Even if you can afford a full-time housekeeper (and how many homeschool moms can?) you’d still be hard-pressed to teach that many kids who are that young…and stay sane.
So what do I tell these moms?
I tell them they’re doing too much.
I tell them that homeschooling is a marathon, not a sprint.
I tell them that it’s quite alright to forget about all those preschooling workbooks and just read to their kids, and maybe purchase some educational DVD’s (Leapfrog has some really good ones – my youngest was reading by the age of four and I believe the Leapfrog phonics DVD’s had a great deal to do with this).
I tell these moms that they really don’t need to be teaching math and reading and spelling and grammar and vocabulary and history and geography and science and…whatever, every day!

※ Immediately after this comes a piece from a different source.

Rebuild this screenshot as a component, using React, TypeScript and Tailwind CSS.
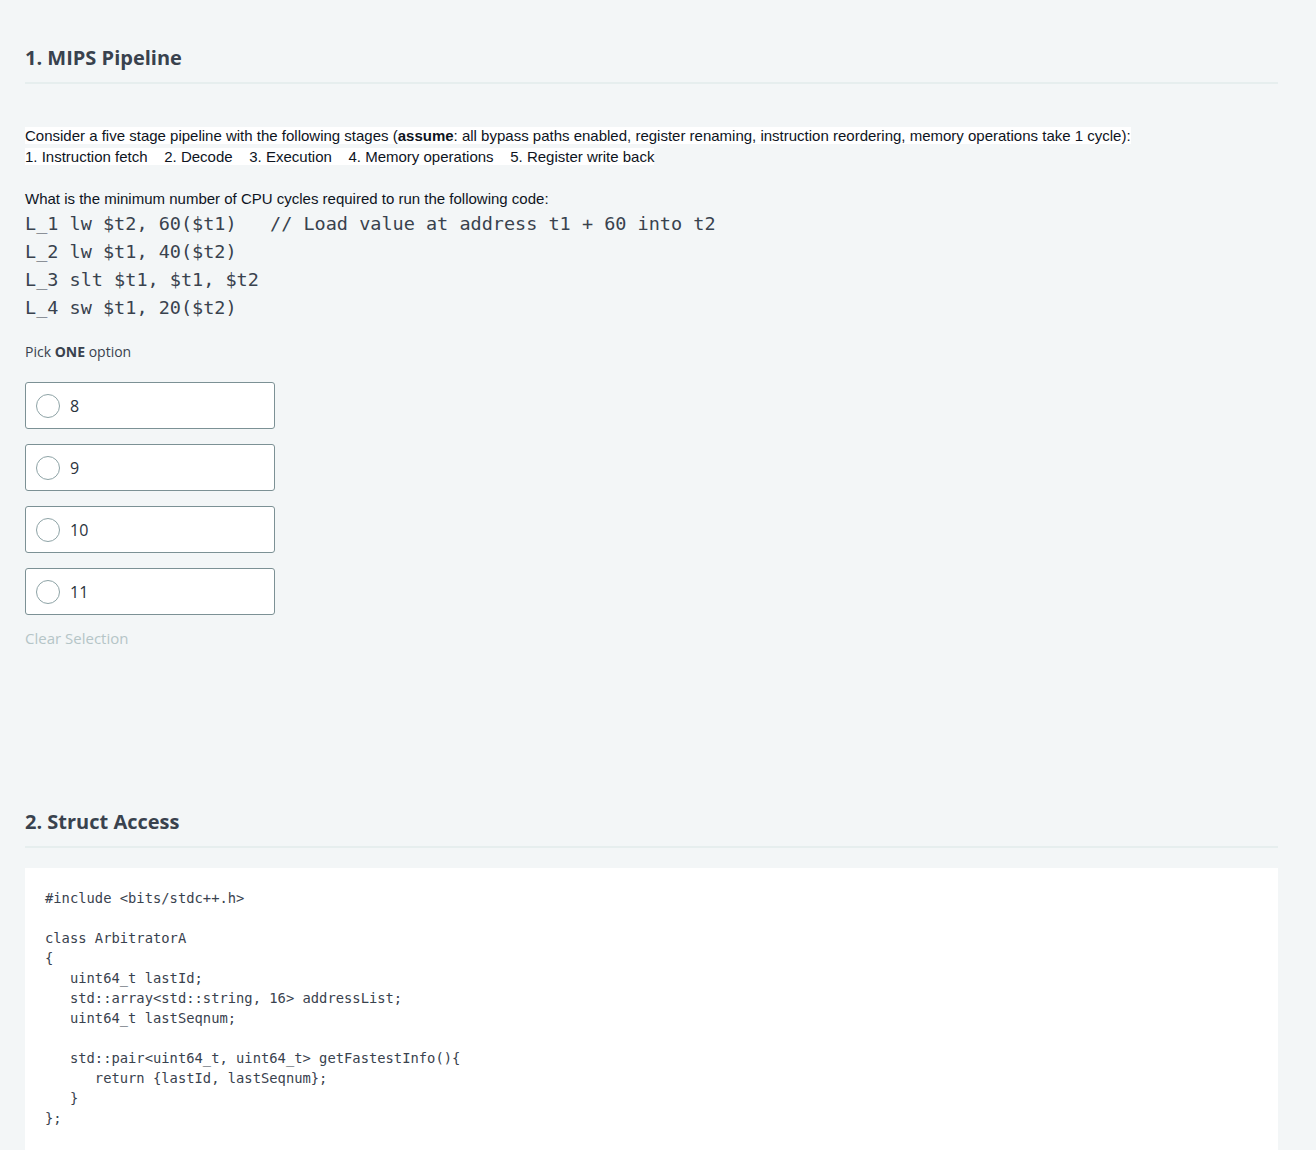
import React from 'react';

const sans = { fontFamily: '"Open Sans", "Noto Sans", sans-serif' };

const options = ['8', '9', '10', '11'];

const asm = [
  'L_1 lw $t2, 60($t1)   // Load value at address t1 + 60 into t2',
  'L_2 lw $t1, 40($t2)',
  'L_3 slt $t1, $t1, $t2',
  'L_4 sw $t1, 20($t2)',
];

const cpp = `#include <bits/stdc++.h>

class ArbitratorA
{
   uint64_t lastId;
   std::array<std::string, 16> addressList;
   uint64_t lastSeqnum;

   std::pair<uint64_t, uint64_t> getFastestInfo(){
      return {lastId, lastSeqnum};
   }
};`;

function Heading({ children }: { children: React.ReactNode }) {
  return (
    <div className="border-b-2 border-[#e6eeee] pb-[10px]">
      <h2 className="text-[20px] leading-[28px] font-bold text-[#39424e] [font-family:'Open_Sans',sans-serif]">
        {children}
      </h2>
    </div>
  );
}

function Option({ label }: { label: string }) {
  return (
    <label className="flex h-[47px] w-[250px] items-center rounded-[3px] border border-[#7c9195] bg-white pl-[10px]">
      <span className="h-[24px] w-[24px] rounded-full border border-[#8ea3a6] bg-white" />
      <span className="ml-[10px] text-[16px] text-[#2b333d]">{label}</span>
    </label>
  );
}

export default function App() {
  return (
    <div className="min-h-[1150px] bg-[#f3f6f7] px-[25px] pt-[44px]" style={sans}>
      <div className="w-[1253px]">
        <Heading>1. MIPS Pipeline</Heading>

        <div className="mt-[41px] text-[15px] leading-[21px] text-[#0e141e] [font-family:'Liberation_Sans',Arial,sans-serif]">
          <div>
            <span className="bg-white">
              Consider a five stage pipeline with the following stages (<b>assume</b>: all bypass paths enabled, register renaming, instruction reordering, memory operations take 1 cycle):
            </span>
          </div>
          <div className="whitespace-pre">
            <span className="bg-white">{'1. Instruction fetch    2. Decode    3. Execution    4. Memory operations    5. Register write back'}</span>
          </div>
          <div className="h-[21px]" />
          <div>What is the minimum number of CPU cycles required to run the following code:</div>
        </div>

        <div className="mt-px whitespace-pre text-[18.5px] leading-[28px] text-[#39424e] [font-family:'DejaVu_Sans_Mono',monospace]">
          {asm.map((l) => (
            <div key={l}>{l}</div>
          ))}
        </div>

        <p className="mt-[20px] text-[14px] leading-[20px] text-[#39424e]">
          Pick <b>ONE</b> option
        </p>

        <div className="mt-[20px] flex flex-col gap-[15px]">
          {options.map((o) => (
            <Option key={o} label={o} />
          ))}
        </div>

        <div className="mt-[13px] text-[15px] leading-[20px] text-[#b5c5c7]">Clear Selection</div>

        <div className="mt-[160px]">
          <Heading>2. Struct Access</Heading>
        </div>

        <div className="mt-[20px] bg-white px-[20px] pb-[30px] pt-[20px]">
          <pre className="text-[13.8px] leading-[20px] text-[#39424e] [font-family:'DejaVu_Sans_Mono',monospace]">
            {cpp}
          </pre>
        </div>
      </div>
    </div>
  );
}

I tell them to cut back, rotate subjects (for instance, how about spending four months on science and four months on history?) and by all means, make some time to have fun!
Now, I realize different states have different requirements as far as what subjects you must teach and how many hours per day you must teach, etc. But this is where you need to get creative. Ask veteran homeschoolers in your area how they manage to meet those requirements and yet still have time for other activities. For instance, can your child’s participation on a sports team count as P.E.? Likewise, if your child is involved in a program at your church or with your homeschool group, think of ways this could count as homeschooling “credit” for their portfolio or transcript.
Also, don’t forget to consider unit studies as a way to teach more than one subject at a time across a broad range of ages.
Another way to balance your schedule would be to have your children work independently, particularly on subjects that they are strong in. But again, sometimes I find homeschool moms expecting their children to work independently before they’re ready, and then they (and their kids) get frustrated.
In short, here are my recommendations to help you get out of the “doing too much” phase:
- Rotate subjects
- Consider how you can creatively meet your state requirements without overloading you or your kids
- Give unit studies a try
- Allow your children to work independently (keep in mind using DVD’s and computer programs can help with this)
What are your suggestions for moms who are trying to do too much?